** Start DATA LINES **
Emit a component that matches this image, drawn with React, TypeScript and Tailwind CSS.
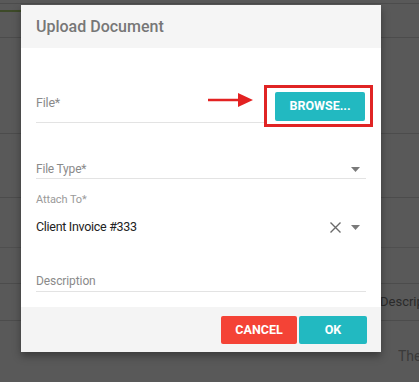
import React from "react";

const Caret = () => (
  <svg width="9" height="5" viewBox="0 0 9 5" className="shrink-0">
    <path d="M0 0 H9 L4.5 5 Z" fill="#7a7a7a" />
  </svg>
);

export default function App() {
  return (
    <div className="relative h-[382px] w-[419px] overflow-hidden bg-[#595959] font-['Roboto','Liberation_Sans',sans-serif]">
      {/* page behind the overlay */}
      <div className="flex flex-col">
        <div className="h-[4px] border-b border-[#4c4c4c]" />
        <div className="h-[34px] border-b border-[#4c4c4c]">
          <div className="mt-[6px] h-[2px] w-[22px] bg-[#3d4a28]" />
        </div>
        <div className="h-[96px] border-b border-[#4c4c4c]" />
        <div className="h-[64px] border-b border-[#4c4c4c]" />
        <div className="h-[50px] border-b border-[#4f4f4f]" />
        <div className="h-[36px] border-b border-[#4c4c4c]" />
        <div className="flex h-[37px] items-center justify-end border-b border-[#4c4c4c] text-[13px] text-[#2a2a2a]">
          <span className="w-[39px] overflow-hidden whitespace-nowrap">Descript</span>
        </div>
        <div className="flex h-[60px] items-center justify-end pt-[10px] text-[14px] text-[#3a3a3a]">
          <span className="w-[21px] overflow-hidden whitespace-nowrap">The</span>
        </div>
      </div>

      {/* modal */}
      <div className="absolute left-[21px] top-[5px] w-[360px] bg-white shadow-[0_4px_8px_rgba(0,0,0,0.35)]">
        <div className="flex h-[43px] items-center bg-[#f5f5f5] px-[15px]">
          <h2 className="text-[16px] font-medium text-[#777777]">Upload Document</h2>
        </div>

        <div className="px-[15px] pt-[37px]">
          <div className="flex items-start border-b border-[#e3e3e3]">
            <span className="flex-1 pt-[10px] text-[12.5px] leading-[15px] tracking-[-0.2px] text-[#8a8a8a]">
              File*
            </span>
            <svg width="46" height="16" viewBox="0 0 46 16" className="mr-[10px] mt-[7px]">
              <path d="M0 8 H32" stroke="#e32222" strokeWidth="2.5" />
              <path d="M30 1 L45 8 L30 15 Z" fill="#e32222" />
            </svg>
            <div className="relative z-10 -mb-[5px] -mr-[7px] border-[3px] border-[#e02424] bg-white pb-[3px] pl-[8px] pr-[5px] pt-[4px]">
              <button
                type="button"
                className="flex h-[29px] w-[90px] items-center justify-center rounded-[2px] bg-[#22b9c1] text-[12.5px] font-bold text-white"
              >
                BROWSE...
              </button>
            </div>
          </div>

          <div className="mt-[39px] flex items-center border-b border-[#e3e3e3] pb-[1px]">
            <span className="flex-1 text-[12px] leading-[15px] tracking-[-0.2px] text-[#8a8a8a]">File Type*</span>
            <div className="mr-[6px]">
              <Caret />
            </div>
          </div>

          <div className="mt-[14px] text-[11px] leading-[14px] tracking-[-0.1px] text-[#9a9a9a]">Attach To*</div>
          <div className="mt-[12px] flex items-center">
            <span className="flex-1 text-[12.5px] leading-[16px] tracking-[-0.3px] text-[#222222]">
              Client Invoice #333
            </span>
            <svg width="11" height="11" viewBox="0 0 11 11" className="mr-[10px]">
              <path d="M0.5 0.5 L10.5 10.5 M10.5 0.5 L0.5 10.5" stroke="#6a6a6a" strokeWidth="1.4" />
            </svg>
            <div className="mr-[6px]">
              <Caret />
            </div>
          </div>

          <div className="mt-[39px] border-b border-[#e3e3e3] pb-[2px] text-[12px] leading-[15px] tracking-[-0.1px] text-[#8a8a8a]">
            Description
          </div>
          <div className="h-[15px]" />
        </div>

        <div className="flex justify-end gap-[2px] bg-[#f4f4f4] pb-[8px] pl-[15px] pr-[14px] pt-[9px]">
          <button
            type="button"
            className="flex h-[28px] w-[76px] items-center justify-center rounded-[2px] bg-[#f44336] text-[12.5px] font-bold text-white"
          >
            CANCEL
          </button>
          <button
            type="button"
            className="flex h-[28px] w-[68px] items-center justify-center rounded-[2px] bg-[#22b9c1] text-[12.5px] font-bold text-white"
          >
            OK
          </button>
        </div>
      </div>
    </div>
  );
}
** End DATA LINES **
| TASK DETAILS |
Print out the material word for word, omitting the pictures.

| FINISHED ANSWER |
Emit a component that matches this image, drawn with React, TypeScript and Tailwind CSS.
import React from "react";

const Caret = () => (
  <svg width="9" height="5" viewBox="0 0 9 5" className="shrink-0">
    <path d="M0 0 H9 L4.5 5 Z" fill="#7a7a7a" />
  </svg>
);

export default function App() {
  return (
    <div className="relative h-[382px] w-[419px] overflow-hidden bg-[#595959] font-['Roboto','Liberation_Sans',sans-serif]">
      {/* page behind the overlay */}
      <div className="flex flex-col">
        <div className="h-[4px] border-b border-[#4c4c4c]" />
        <div className="h-[34px] border-b border-[#4c4c4c]">
          <div className="mt-[6px] h-[2px] w-[22px] bg-[#3d4a28]" />
        </div>
        <div className="h-[96px] border-b border-[#4c4c4c]" />
        <div className="h-[64px] border-b border-[#4c4c4c]" />
        <div className="h-[50px] border-b border-[#4f4f4f]" />
        <div className="h-[36px] border-b border-[#4c4c4c]" />
        <div className="flex h-[37px] items-center justify-end border-b border-[#4c4c4c] text-[13px] text-[#2a2a2a]">
          <span className="w-[39px] overflow-hidden whitespace-nowrap">Descript</span>
        </div>
        <div className="flex h-[60px] items-center justify-end pt-[10px] text-[14px] text-[#3a3a3a]">
          <span className="w-[21px] overflow-hidden whitespace-nowrap">The</span>
        </div>
      </div>

      {/* modal */}
      <div className="absolute left-[21px] top-[5px] w-[360px] bg-white shadow-[0_4px_8px_rgba(0,0,0,0.35)]">
        <div className="flex h-[43px] items-center bg-[#f5f5f5] px-[15px]">
          <h2 className="text-[16px] font-medium text-[#777777]">Upload Document</h2>
        </div>

        <div className="px-[15px] pt-[37px]">
          <div className="flex items-start border-b border-[#e3e3e3]">
            <span className="flex-1 pt-[10px] text-[12.5px] leading-[15px] tracking-[-0.2px] text-[#8a8a8a]">
              File*
            </span>
            <svg width="46" height="16" viewBox="0 0 46 16" className="mr-[10px] mt-[7px]">
              <path d="M0 8 H32" stroke="#e32222" strokeWidth="2.5" />
              <path d="M30 1 L45 8 L30 15 Z" fill="#e32222" />
            </svg>
            <div className="relative z-10 -mb-[5px] -mr-[7px] border-[3px] border-[#e02424] bg-white pb-[3px] pl-[8px] pr-[5px] pt-[4px]">
              <button
                type="button"
                className="flex h-[29px] w-[90px] items-center justify-center rounded-[2px] bg-[#22b9c1] text-[12.5px] font-bold text-white"
              >
                BROWSE...
              </button>
            </div>
          </div>

          <div className="mt-[39px] flex items-center border-b border-[#e3e3e3] pb-[1px]">
            <span className="flex-1 text-[12px] leading-[15px] tracking-[-0.2px] text-[#8a8a8a]">File Type*</span>
            <div className="mr-[6px]">
              <Caret />
            </div>
          </div>

          <div className="mt-[14px] text-[11px] leading-[14px] tracking-[-0.1px] text-[#9a9a9a]">Attach To*</div>
          <div className="mt-[12px] flex items-center">
            <span className="flex-1 text-[12.5px] leading-[16px] tracking-[-0.3px] text-[#222222]">
              Client Invoice #333
            </span>
            <svg width="11" height="11" viewBox="0 0 11 11" className="mr-[10px]">
              <path d="M0.5 0.5 L10.5 10.5 M10.5 0.5 L0.5 10.5" stroke="#6a6a6a" strokeWidth="1.4" />
            </svg>
            <div className="mr-[6px]">
              <Caret />
            </div>
          </div>

          <div className="mt-[39px] border-b border-[#e3e3e3] pb-[2px] text-[12px] leading-[15px] tracking-[-0.1px] text-[#8a8a8a]">
            Description
          </div>
          <div className="h-[15px]" />
        </div>

        <div className="flex justify-end gap-[2px] bg-[#f4f4f4] pb-[8px] pl-[15px] pr-[14px] pt-[9px]">
          <button
            type="button"
            className="flex h-[28px] w-[76px] items-center justify-center rounded-[2px] bg-[#f44336] text-[12.5px] font-bold text-white"
          >
            CANCEL
          </button>
          <button
            type="button"
            className="flex h-[28px] w-[68px] items-center justify-center rounded-[2px] bg-[#22b9c1] text-[12.5px] font-bold text-white"
          >
            OK
          </button>
        </div>
      </div>
    </div>
  );
}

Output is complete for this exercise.